I hold my hand up to this.

As members are on during the day and without many new posts, I was posting this thread was to suggest to members that were on, that using focal lengths other than the most obvious would have an impact on the final image. Almost I soon came on I was under pressure from the ' management ' as a trip to the shops had been scheduled and I was holding things up...... priorities, priorities.

So if I can, with a drink in hand, ammend the topic to lens effects on perspective which was the primary thought.

Its Robs ' Gable Roofs ' that brought this to mind.
I had a lot of explaining to do to the ' Boys in Blue ' at Windsor when I was setting up to take the castle with 400mm + 2x. As the castle is set up on high ground and across the main road is also high ground level with the castle, this is where I was. I wanted to use the perspective compression of 800mm to make the road to the castle appear considerably steeper than it is. I had to prove to the boys in blue that the camera was a camera and the lens a lens etc, etc. This was years ago - would not try it today.

Saphire's ' Frozen Lake ' or Steve Randles ' Buttermere View ' both use the huge depth of field that a wide angle gives. This is really where the DOF bit came in. Take Steves, picture selective focusing and use of dof gets everything sharp.
Snappy's ' Bright Eyes ' using a 500mm lens at f5.6 has just blown the background away ( selective use of aperture ).

I have to admit to being a bit confused by some of the conversion factors shown in the exifs. Steves reads Camera - Canon EOS DIGITAL REBEL - Lens 25.0mm (35mm equivalent: 174mm). I have difficulty seeing this as an aperture of f10 at 174mm.

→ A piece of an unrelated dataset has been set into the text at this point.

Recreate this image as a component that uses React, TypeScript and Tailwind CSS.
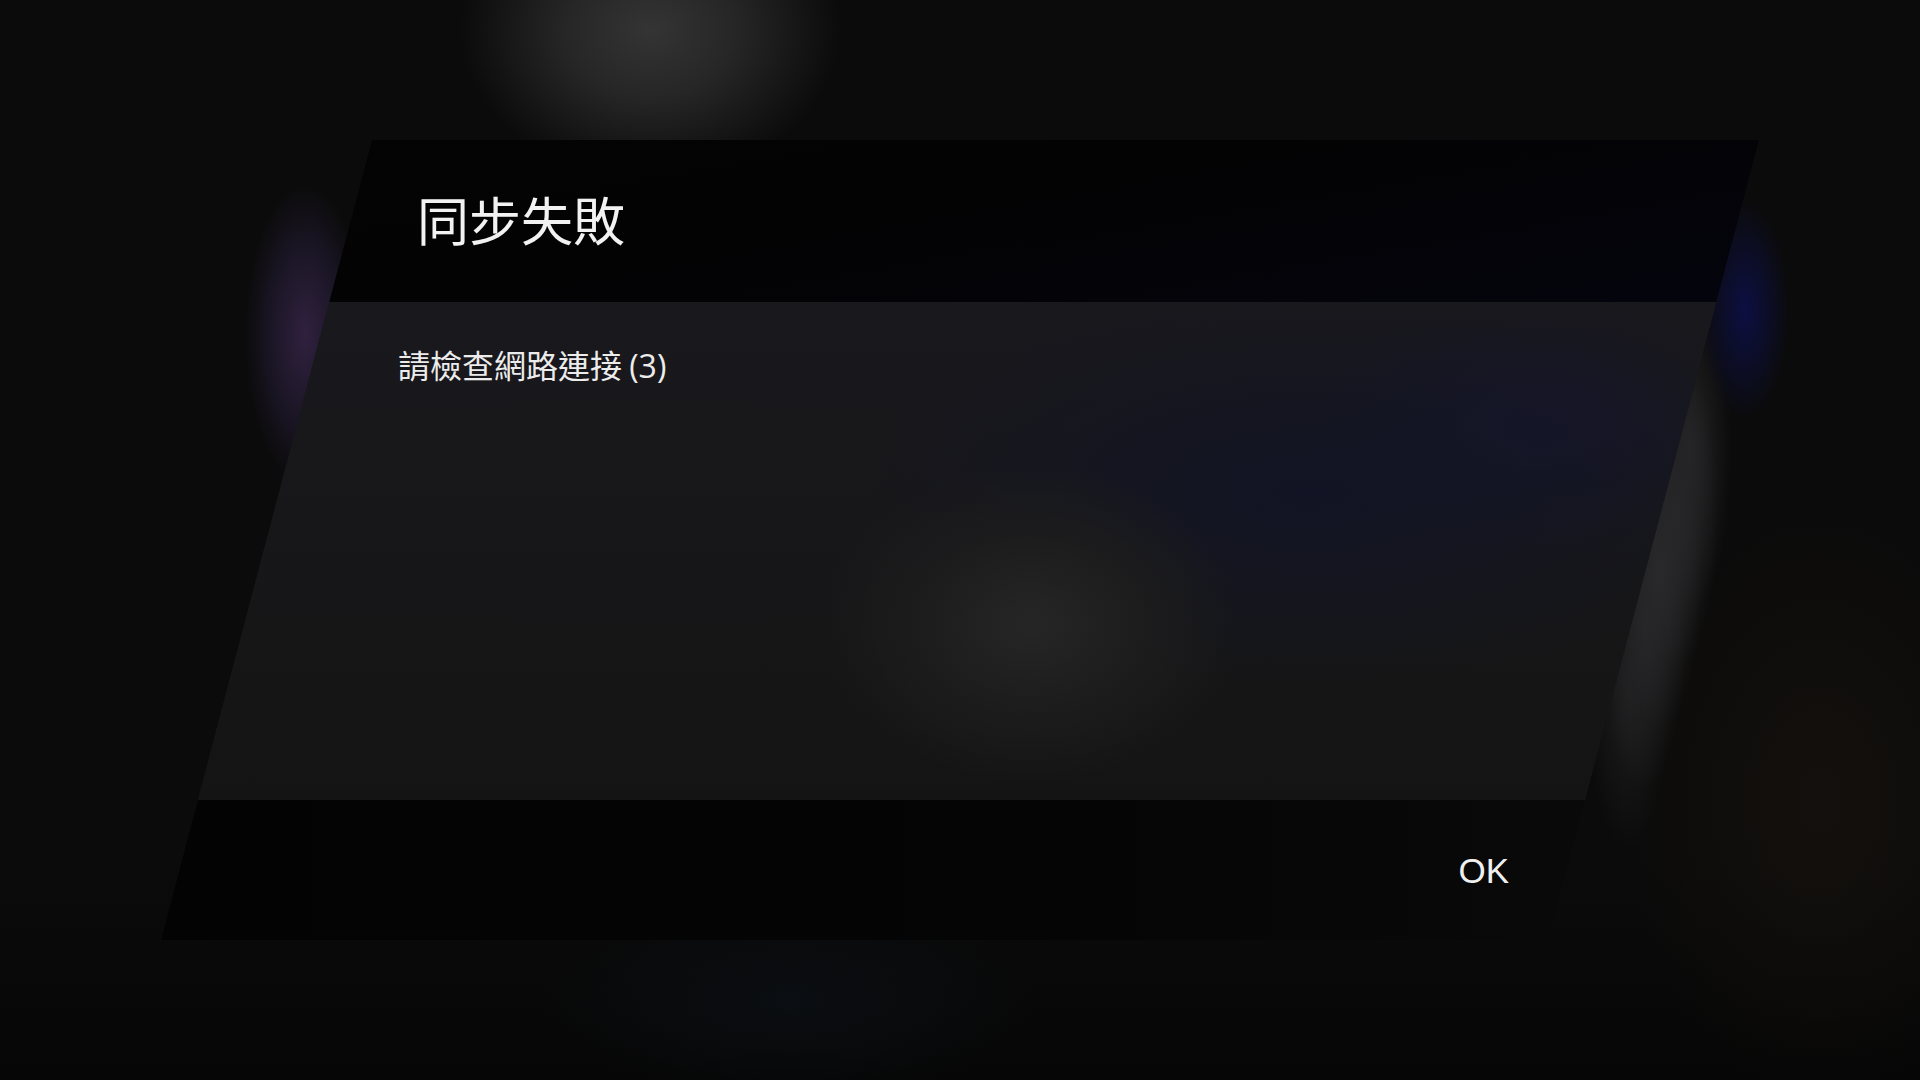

I have never considered dof from the image size on film before. If I wanted more dof I would use a slower film wider lens and enlarge that part of the frame. I have used bellows on a 300mm just to blast the background before now. That is what I was referring to.

Forgiven? ............

Don

PS greypoints ' Riverside flowers ' is another example of using a long lens small aperture to blow a background. Although this could have been taken with a shorter lens the effect on out of focus area would not be the same. If you return to the tutorial and look at the tower in the background it has a far softer blurr at 400 than the 200 and through to 50mm. It is a good example if you ignore the blurr, of telephoto perspective compression effect. Compare the tower to subject through all focal lengths imagining they were both in focus.

PPS I must be nuts being here at this time of night. Trying to catch up on the Gallery.

Last edited by Don Hoey; 23-12-05 at 04:31.